東京の鳥G オオタカ 


 

自転車で神楽坂を通りかかった時だ.視界の一部をタカの影が横切る.あわてて見上げると,オオタカだ.白い下面,幅の広い翼,比較的長い尾,よく見ると鷹斑模様も分かる.ハイタカ,ツミより明らかに大きい.珍しい鳥を見るといつものことながら興奮してしまう.こんなところにオオタカがいたぞ,すごい!

しかし喜んではいられない.こんな都会にオオタカが棲めるはずがない,無事に本来の棲息地に帰ってくれと願う気持ちになる.
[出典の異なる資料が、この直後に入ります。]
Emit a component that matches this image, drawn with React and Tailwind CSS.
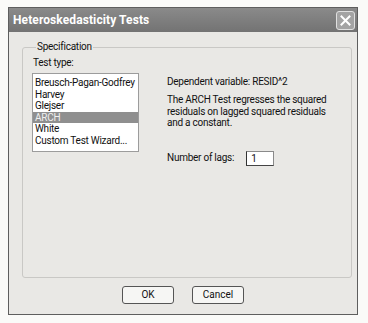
import React from "react";

const items = ["Breusch-Pagan-Godfrey", "Harvey", "Glejser", "ARCH", "White", "Custom Test Wizard..."];

function ListItem({ label }) {
  const selected = label === "ARCH";
  return (
    <div
      className={
        selected
          ? "leading-[11.5px] h-[11.5px] pl-[2px] whitespace-nowrap bg-[#8f8f8f] text-[#efefef]"
          : "leading-[11.5px] h-[11.5px] pl-[2px] whitespace-nowrap"
      }
    >
      {label}
    </div>
  );
}

export default function App() {
  return (
    <div className="w-[368px] h-[323px] bg-[#fafaf8] pt-[7px] pl-[8px]" style={{ fontFamily: "Roboto, Arial, sans-serif" }}>
      <div className="w-[350px] h-[308px] border border-[#5e5e5e] bg-[#e9e8e5] flex flex-col">
        <div className="h-[24px] shrink-0 bg-gradient-to-b from-[#8a8a8a] to-[#737373] flex items-center justify-between pl-[4px] pr-[2px]">
          <span className="text-white font-bold text-[12px] tracking-[0.1px]">Heteroskedasticity Tests</span>
          <div className="w-[19px] h-[19px] rounded-[3px] border border-[#e0e0e0] bg-[#a3a3a3] flex items-center justify-center">
            <svg width="11" height="11" viewBox="0 0 11 11">
              <path d="M1.5 1.5 L9.5 9.5 M9.5 1.5 L1.5 9.5" stroke="#ffffff" strokeWidth="2" strokeLinecap="square" />
            </svg>
          </div>
        </div>
        <div className="flex-1 flex flex-col pl-[13px] pr-[9px]">
          <fieldset className="mt-[9px] h-[237px] border border-[#c9c8c5] rounded-[3px] pl-[9px] pr-[8px] text-[10px] tracking-[-0.25px] text-[#111]">
            <legend className="ml-[4px] px-[1px] leading-[12px]">Specification</legend>
            <div className="flex">
              <div className="w-[107px] flex flex-col">
                <div className="leading-[12px] mt-[4px] ml-[1px]">Test type:</div>
                <div className="mt-[4px] h-[79px] border border-[#9c9c9c] bg-white pt-[3px]">
                  {items.map((t) => (
                    <ListItem key={t} label={t} />
                  ))}
                </div>
              </div>
              <div className="ml-[28px] flex flex-col">
                <div className="mt-[23px] leading-[12px]">Dependent variable: RESID^2</div>
                <div className="mt-[6px] leading-[11.5px] w-[176px]">
                  The ARCH Test regresses the squared residuals on lagged squared residuals and a constant.
                </div>
                <div className="mt-[22px] flex items-center">
                  <span className="leading-[12px]">Number of lags:</span>
                  <div className="ml-[12px] w-[28px] h-[15px] border border-[#8a8a8a] border-l-[#333] border-b-[#444] bg-white leading-[13px] pl-[4px]">
                    1
                  </div>
                </div>
              </div>
            </div>
          </fieldset>
          <div className="mt-[8px] flex justify-center gap-[18px] pr-[4px]">
            <div className="w-[52px] h-[18px] rounded-[3px] border border-[#555] bg-[#f6f6f4] text-[10px] leading-[16px] text-center text-[#111]">OK</div>
            <div className="w-[52px] h-[18px] rounded-[3px] border border-[#555] bg-[#f6f6f4] text-[10px] leading-[16px] text-center text-[#111]">Cancel</div>
          </div>
        </div>
      </div>
    </div>
  );
}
オオタカは,多摩の山地や狭山丘陵などで見られるがその数は多くない.太陽の光を受けて光合成により植物が育ち,その葉を食べる昆虫がいて,それを食べる小鳥類,そしてそれを食べるタカがいる.このような食物連鎖を1段上がる毎に生物量は著しく減少する.生態系の頂点に立つ猛禽類は貧弱な自然では生きられないのである.豊かな自然の中では食物連鎖は地中にも広がっている.植物が葉を落とし,それがバクテリアにより分解され,トビムシ,ミミズなどに食べられ,それを食べるオサムシやムカデがいて,それらを食べるモグラがいて,それを食べるフクロウなどの鳥がいる.地面の中を突っつく鳥とそれを食べるタカという経路もある.人の目に触れない地面の中でも多くの生命が育まれている.そうしたしっかりした基盤があってこそタカが棲めるのである.都会の緑はどうだろうか.木の根元がコンクリートで固められていたり,落葉の掃除や草取りが行き届いている公園で,タカを期待することはできない.緑化の大切さがいわれるが,残念ながら本当の自然の回復をめざした緑を見ることはできない.